__SHORT PROBLEM__
Your task is to give the listing below back word for word, pictures excluded.

__DATA SHOWN__
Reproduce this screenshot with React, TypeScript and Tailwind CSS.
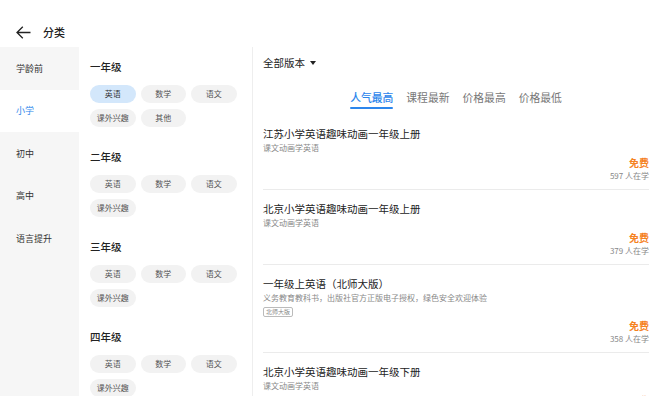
import React from "react";

const font = { fontFamily: '"Noto Sans CJK SC", "Noto Sans", sans-serif' };

const stages = ["学龄前", "小学", "初中", "高中", "语言提升"];

const grades = [
  { name: "一年级", subjects: ["英语", "数学", "语文", "课外兴趣", "其他"] },
  { name: "二年级", subjects: ["英语", "数学", "语文", "课外兴趣"] },
  { name: "三年级", subjects: ["英语", "数学", "语文", "课外兴趣"] },
  { name: "四年级", subjects: ["英语", "数学", "语文", "课外兴趣"] },
];

const tabs = ["人气最高", "课程最新", "价格最高", "价格最低"];

const courses = [
  { title: "江苏小学英语趣味动画一年级上册", desc: "课文动画学英语", count: 597 },
  { title: "北京小学英语趣味动画一年级上册", desc: "课文动画学英语", count: 379 },
  {
    title: "一年级上英语（北师大版）",
    desc: "义务教育教科书，出版社官方正版电子授权，绿色安全欢迎体验",
    tag: "北师大版",
    count: 358,
  },
  { title: "北京小学英语趣味动画一年级下册", desc: "课文动画学英语", count: 412 },
];

const App = () => {
  return (
    <div
      className="w-[660px] h-[396px] overflow-hidden bg-white flex flex-col text-[#222]"
      style={font}
    >
      <div className="h-[47px] shrink-0 flex items-center pl-[16px] pt-[17px]">
        <svg width="15" height="13" viewBox="0 0 15 13" fill="none" stroke="#222" strokeWidth="1.3">
          <path d="M14.5 6.5H1M6.8 0.8L1 6.5l5.8 5.7" />
        </svg>
        <span className="ml-[12px] text-[11px] font-medium">分类</span>
      </div>

      <div className="flex flex-1 min-h-0">
        <div className="w-[79px] shrink-0 bg-[#f6f6f6]">
          {stages.map((s) => (
            <div
              key={s}
              className={`h-[42.5px] flex items-center pl-[16px] text-[9px] ${
                s === "小学" ? "bg-white text-[#2d86ec]" : "text-[#333]"
              }`}
            >
              {s}
            </div>
          ))}
        </div>

        <div className="w-[174px] shrink-0 border-r border-[#eeeeee] pl-[11px] pt-[11px]">
          {grades.map((g, gi) => (
            <div key={g.name} className="mb-[21px]">
              <div className="text-[10.5px] leading-[18px] font-medium text-[#222]">{g.name}</div>
              <div className="mt-[9px] flex flex-wrap gap-x-[5px] gap-y-[6px] w-[160px]">
                {g.subjects.map((sub, si) => (
                  <div
                    key={sub}
                    className={`w-[45.5px] h-[18px] rounded-full flex items-center justify-center text-[8px] ${
                      gi === 0 && si === 0
                        ? "bg-[#d3e7fb] text-[#333]"
                        : "bg-[#f2f2f2] text-[#555]"
                    }`}
                  >
                    {sub}
                  </div>
                ))}
              </div>
            </div>
          ))}
        </div>

        <div className="flex-1 min-w-0 pl-[10px] pr-[11px]">
          <div className="pt-[8px] flex items-center text-[10.5px] leading-[16px]">
            <span>全部版本</span>
            <svg className="ml-[5px]" width="6" height="4" viewBox="0 0 6 4">
              <path d="M0 0h6L3 4z" fill="#222" />
            </svg>
          </div>
          <div className="flex justify-center gap-x-[13px] mt-[19px]">
            {tabs.map((t, i) => (
              <div key={t} className="flex flex-col items-center">
                <span
                  className={`text-[10.8px] leading-[14px] ${
                    i === 0 ? "text-[#2d86ec] font-medium" : "text-[#777]"
                  }`}
                >
                  {t}
                </span>
                <div
                  className={`mt-[3px] h-[2px] w-full rounded-full ${i === 0 ? "bg-[#2d86ec]" : "bg-transparent"}`}
                />
              </div>
            ))}
          </div>

          <div className="mt-[6px]">
            {courses.map((c) => (
              <div key={c.title} className="border-b border-[#ebebeb] pt-[11px] pb-[7px]">
                <div className="text-[10.5px] leading-[15px] text-[#222]">{c.title}</div>
                <div className="text-[8px] leading-[13px] text-[#888]">{c.desc}</div>
                {c.tag && (
                  <div className="mt-[3px] w-fit flex items-center h-[10px] px-[2px] border border-[#bbb] rounded-[2px] text-[6px] leading-[8px] text-[#888]">
                    {c.tag}
                  </div>
                )}
                <div className="mt-[2px] text-right text-[10px] leading-[14px] font-bold text-[#f5821f]">免费</div>
                <div className="text-right text-[8px] leading-[12px] text-[#888]">{c.count} 人在学</div>
              </div>
            ))}
          </div>
        </div>
      </div>
    </div>
  );
};

export default App;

__WRITTEN RESPONSE__
Reproduce this screenshot with React, TypeScript and Tailwind CSS.
import React from "react";

const font = { fontFamily: '"Noto Sans CJK SC", "Noto Sans", sans-serif' };

const stages = ["学龄前", "小学", "初中", "高中", "语言提升"];

const grades = [
  { name: "一年级", subjects: ["英语", "数学", "语文", "课外兴趣", "其他"] },
  { name: "二年级", subjects: ["英语", "数学", "语文", "课外兴趣"] },
  { name: "三年级", subjects: ["英语", "数学", "语文", "课外兴趣"] },
  { name: "四年级", subjects: ["英语", "数学", "语文", "课外兴趣"] },
];

const tabs = ["人气最高", "课程最新", "价格最高", "价格最低"];

const courses = [
  { title: "江苏小学英语趣味动画一年级上册", desc: "课文动画学英语", count: 597 },
  { title: "北京小学英语趣味动画一年级上册", desc: "课文动画学英语", count: 379 },
  {
    title: "一年级上英语（北师大版）",
    desc: "义务教育教科书，出版社官方正版电子授权，绿色安全欢迎体验",
    tag: "北师大版",
    count: 358,
  },
  { title: "北京小学英语趣味动画一年级下册", desc: "课文动画学英语", count: 412 },
];

const App = () => {
  return (
    <div
      className="w-[660px] h-[396px] overflow-hidden bg-white flex flex-col text-[#222]"
      style={font}
    >
      <div className="h-[47px] shrink-0 flex items-center pl-[16px] pt-[17px]">
        <svg width="15" height="13" viewBox="0 0 15 13" fill="none" stroke="#222" strokeWidth="1.3">
          <path d="M14.5 6.5H1M6.8 0.8L1 6.5l5.8 5.7" />
        </svg>
        <span className="ml-[12px] text-[11px] font-medium">分类</span>
      </div>

      <div className="flex flex-1 min-h-0">
        <div className="w-[79px] shrink-0 bg-[#f6f6f6]">
          {stages.map((s) => (
            <div
              key={s}
              className={`h-[42.5px] flex items-center pl-[16px] text-[9px] ${
                s === "小学" ? "bg-white text-[#2d86ec]" : "text-[#333]"
              }`}
            >
              {s}
            </div>
          ))}
        </div>

        <div className="w-[174px] shrink-0 border-r border-[#eeeeee] pl-[11px] pt-[11px]">
          {grades.map((g, gi) => (
            <div key={g.name} className="mb-[21px]">
              <div className="text-[10.5px] leading-[18px] font-medium text-[#222]">{g.name}</div>
              <div className="mt-[9px] flex flex-wrap gap-x-[5px] gap-y-[6px] w-[160px]">
                {g.subjects.map((sub, si) => (
                  <div
                    key={sub}
                    className={`w-[45.5px] h-[18px] rounded-full flex items-center justify-center text-[8px] ${
                      gi === 0 && si === 0
                        ? "bg-[#d3e7fb] text-[#333]"
                        : "bg-[#f2f2f2] text-[#555]"
                    }`}
                  >
                    {sub}
                  </div>
                ))}
              </div>
            </div>
          ))}
        </div>

        <div className="flex-1 min-w-0 pl-[10px] pr-[11px]">
          <div className="pt-[8px] flex items-center text-[10.5px] leading-[16px]">
            <span>全部版本</span>
            <svg className="ml-[5px]" width="6" height="4" viewBox="0 0 6 4">
              <path d="M0 0h6L3 4z" fill="#222" />
            </svg>
          </div>
          <div className="flex justify-center gap-x-[13px] mt-[19px]">
            {tabs.map((t, i) => (
              <div key={t} className="flex flex-col items-center">
                <span
                  className={`text-[10.8px] leading-[14px] ${
                    i === 0 ? "text-[#2d86ec] font-medium" : "text-[#777]"
                  }`}
                >
                  {t}
                </span>
                <div
                  className={`mt-[3px] h-[2px] w-full rounded-full ${i === 0 ? "bg-[#2d86ec]" : "bg-transparent"}`}
                />
              </div>
            ))}
          </div>

          <div className="mt-[6px]">
            {courses.map((c) => (
              <div key={c.title} className="border-b border-[#ebebeb] pt-[11px] pb-[7px]">
                <div className="text-[10.5px] leading-[15px] text-[#222]">{c.title}</div>
                <div className="text-[8px] leading-[13px] text-[#888]">{c.desc}</div>
                {c.tag && (
                  <div className="mt-[3px] w-fit flex items-center h-[10px] px-[2px] border border-[#bbb] rounded-[2px] text-[6px] leading-[8px] text-[#888]">
                    {c.tag}
                  </div>
                )}
                <div className="mt-[2px] text-right text-[10px] leading-[14px] font-bold text-[#f5821f]">免费</div>
                <div className="text-right text-[8px] leading-[12px] text-[#888]">{c.count} 人在学</div>
              </div>
            ))}
          </div>
        </div>
      </div>
    </div>
  );
};

export default App;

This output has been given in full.